Muchas veces, en nuestros campos del conocimiento, hemos oído hablar acerca de las autoridades, esas ‘vacas sagradas’ a las que cualquiera que se precie de experto o persiga el camino de la experticia debe seguir. Las autoridades nos marcan la ruta por la que debe conducirse nuestra ciencia o nuestra rama del conocimiento, determinan lo que es correcto y lo que no. En el caso del español, la autoridad por antonomasia ha sido siempre la Real Academia Española (RAE), pues durante más de 300 años sus miembros se han encargado de establecer las normas que rigen a nuestra lengua. Es común escuchar frases como ‘lo dice la RAE’, ‘es que en la RAE no consta’, ‘la RAE condena tal o cual uso’. Por más de tres siglos hemos dado a la RAE el estatus de autoridad casi sin cuestionar sus decisiones.

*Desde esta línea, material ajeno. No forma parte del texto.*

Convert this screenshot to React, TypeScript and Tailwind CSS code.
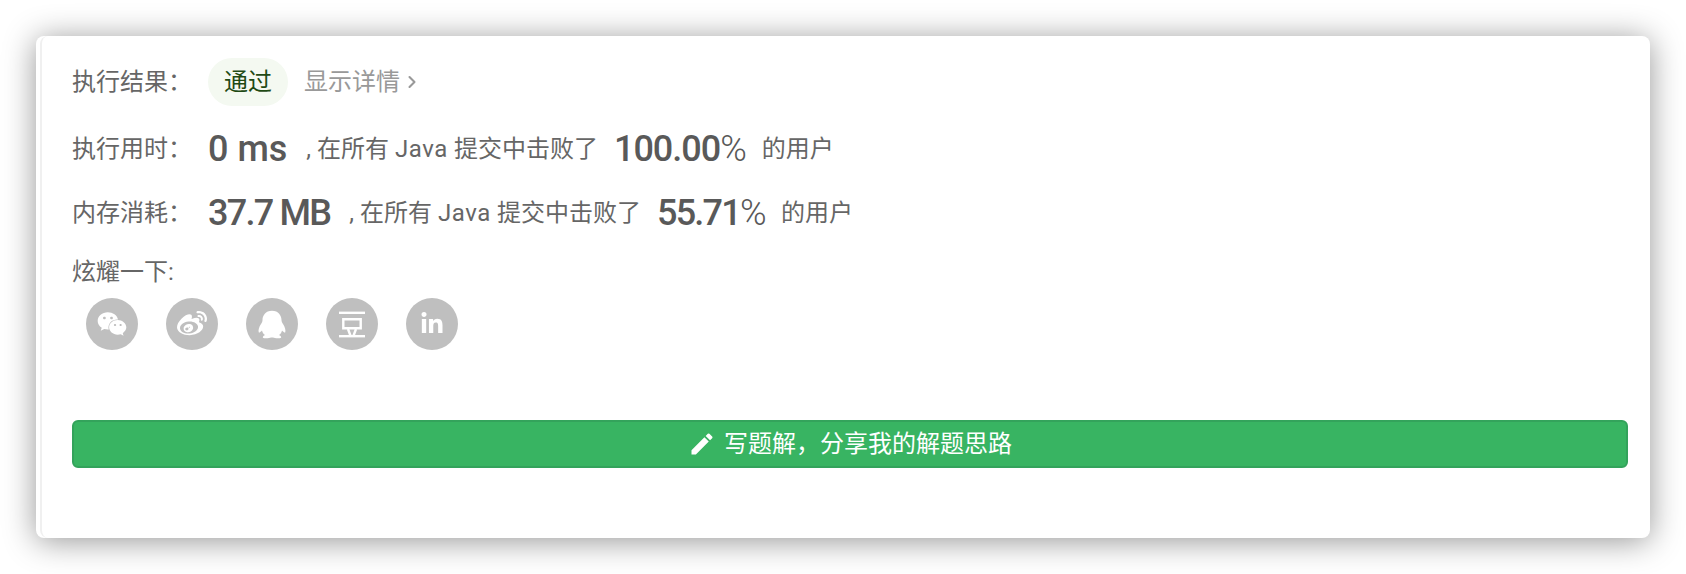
import React from 'react';
import { FaWeixin, FaWeibo, FaLinkedinIn } from 'react-icons/fa';
import { MdEdit } from 'react-icons/md';
import { ChevronRight } from 'lucide-react';

const cjk = "font-['Roboto','Noto_Sans_CJK_SC',sans-serif]";

const QqIcon: React.FC = () => (
  <svg viewBox="0 0 52 52" className="h-[52px] w-[52px]" fill="currentColor">
    <path d="M26 12.7C19.5 12.7 16.5 17.5 16.5 22C16.5 23.5 16 24.5 15 26C13 29 12 32.5 12.8 34.5C13.5 35 15 33.5 16 32.5C16.5 34.5 17.5 36 19 37C17 37.8 16.5 39 17 39.8C18 40.5 23 40.6 25 39.6C25.6 39.4 26.4 39.4 27 39.6C29 40.6 34 40.5 35 39.8C35.5 39 35 37.8 33 37C34.5 36 35.5 34.5 36 32.5C37 33.5 38.5 35 39.2 34.5C40 32.5 39 29 37 26C36 24.5 35.5 23.5 35.5 22C35.5 17.5 32.5 12.7 26 12.7Z" />
  </svg>
);

const DoubanIcon: React.FC = () => (
  <svg viewBox="0 0 52 52" className="h-[52px] w-[52px]" fill="none" stroke="currentColor" strokeWidth="2.4">
    <path d="M13 14.8h26" />
    <path d="M17.3 21.3h17.4v9H17.3z" />
    <path d="M22 31l2.4 6.5M30 31l-2.4 6.5" />
    <path d="M13 38.2h26" />
  </svg>
);

const StatRow: React.FC<{
  label: string;
  value: string;
  percent: string;
  className: string;
  valueClassName: string;
  percentClassName: string;
}> = ({ label, value, percent, className, valueClassName, percentClassName }) => (
  <div className={`flex items-center h-[40px] ${className}`}>
    <span className="w-[136px] shrink-0">{label}</span>
    <span className={`text-[36px] font-medium text-[#595959] ${valueClassName}`}>{value}</span>
    <span className="ml-[19px]">
      , 在所有 <span className="tracking-[0.6px]">Java</span> 提交中击败了
    </span>
    <span className={`ml-4 text-[36px] font-medium text-[#595959] ${percentClassName}`}>
      {percent}
      <span className="font-light">%</span>
    </span>
    <span className="ml-4">的用户</span>
  </div>
);

const App: React.FC = () => {
  return (
    <div className={`h-[574px] w-[1686px] bg-white pt-[36px] pl-[36px] ${cjk}`}>
      <div className="h-[502px] w-[1614px] rounded-lg bg-white pl-1 shadow-[0_3px_32px_rgba(0,0,0,0.42)]">
        <div className="h-full rounded-l-lg border-l-2 border-[#f0f0f0] pt-[22px] pl-[30px] pr-[22px] text-[24px] text-[#666666]">
          <div className="flex items-center h-[48px]">
            <span className="w-[136px] shrink-0">执行结果：</span>
            <span className="flex h-[48px] w-[80px] items-center justify-center rounded-full bg-[#f4f9f1] text-[#1f4a14]">
              通过
            </span>
            <span className="ml-4 flex items-center text-[#999999]">
              显示详情
              <ChevronRight className="ml-0.5 h-5 w-5" strokeWidth={2.5} />
            </span>
          </div>
          <StatRow
            label="执行用时："
            value="0 ms"
            percent="100.00"
            className="mt-[23px]"
            valueClassName=""
            percentClassName="tracking-[-1px]"
          />
          <StatRow
            label="内存消耗："
            value="37.7 MB"
            percent="55.71"
            className="mt-[24px]"
            valueClassName="tracking-[-1.75px]"
            percentClassName="tracking-[-1.75px]"
          />
          <div className="mt-[23px] leading-[32px]">炫耀一下:</div>
          <div className="mt-[10px] ml-[14px] flex gap-[28px]">
            <span className="flex h-[52px] w-[52px] items-center justify-center rounded-full bg-[#bfbfbf] text-white">
              <FaWeixin className="h-[30px] w-[30px]" />
            </span>
            <span className="flex h-[52px] w-[52px] items-center justify-center rounded-full bg-[#bfbfbf] text-white">
              <FaWeibo className="h-[30px] w-[30px]" />
            </span>
            <span className="flex h-[52px] w-[52px] items-center justify-center rounded-full bg-[#bfbfbf] text-white">
              <QqIcon />
            </span>
            <span className="flex h-[52px] w-[52px] items-center justify-center rounded-full bg-[#bfbfbf] text-white">
              <DoubanIcon />
            </span>
            <span className="flex h-[52px] w-[52px] items-center justify-center rounded-full bg-[#bfbfbf] text-white">
              <FaLinkedinIn className="h-[24px] w-[24px]" />
            </span>
          </div>
          <button className="mt-[70px] flex h-[48px] w-full items-center justify-center rounded-md border-2 border-[#33a35b] bg-[#38b462] text-white">
            <MdEdit className="mr-[8px] h-[28px] w-[28px]" />
            写题解，分享我的解题思路
          </button>
        </div>
      </div>
    </div>
  );
};

export default App;
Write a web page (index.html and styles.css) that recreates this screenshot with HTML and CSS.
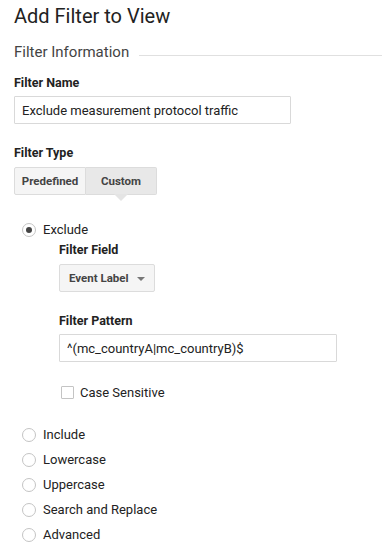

Aunque nos cueste aceptarlo, la RAE se ubica como la máxima autoridad de nuestra lengua, pero esto no quiere decir que nunca podamos refutarla ni estar en desacuerdo con sus normas.
Dentro de la autoridad que tiene la RAE, está la que esta inscribe en sus publicaciones. El texto más importante del español ha sido siempre el Diccionario. Es a este al que recurrimos, con toda la candidez del mundo, a ‘descubrir’ si una palabra existe o no, o a darnos cuenta de cuáles son los usos que tiene esa palabra. También están la Ortografía y la Gramática, en las cuales las autoridades de la lengua han plasmado los usos o las normas del español panhispánico. Si bien estos son libros fundamentales, tampoco son la panacea. Aunque recurramos a ellos para guiarnos, es importante contrastar su información con otras fuentes que tengamos a la mano, como otros diccionarios, gramáticas u ortografías, ya sea nacionales o generales, o con los usos cotidianos que los usuarios damos a la lengua.
Aparte de la RAE existen otras autoridades de la lengua, por ejemplo quienes las estudian cotidianamente y han publicado textos ‘apócrifos’ igual de útiles que los de la RAE, quienes incluso la critican y proponen nuevas maneras de tratar la lengua, quizá menos acartonadas o globales, pero igual de útiles y dignas de tomar en consideración. Esto quiere decir que no existe una sola voz que nos diga cómo deben hacerse las cosas en nuestra lengua, sino que existen múltiples voces que nos pueden dar pautas para entendernos mejor.
A veces, como usuarios de nuestra lengua, somo muy cómodos y delegamos toda la responsabilidad en las autoridades. Preferimos que otros decidan por nosotros, tomamos la acepción del diccionario al pie de la letra sin pensar que puede haber otros usos distintos que aún no han sido registrados, dejamos que nos digan cómo hablar o cómo escribir aunque no nos guste la norma o ni siquiera la entendamos. No nos apropiamos de nuestra lengua y de todos los rasgos culturales que ella implica porque es más sencillo convencerse de que las cosas son solo como están establecidas. No nos damos cuenta de que las autoridades somos los usuarios, de que nosotros, al llevar nuestra lengua a la calle, tenemos el derecho de moldearla y la obligación de protegerla. Nosotros tenemos la última palabra, pero eso no quiere decir que hagamos lo que nos dé la gana, sino que contrastemos la información, busquemos la mejor manera de guiar la lengua, de integrarla, de sentirla nuestra.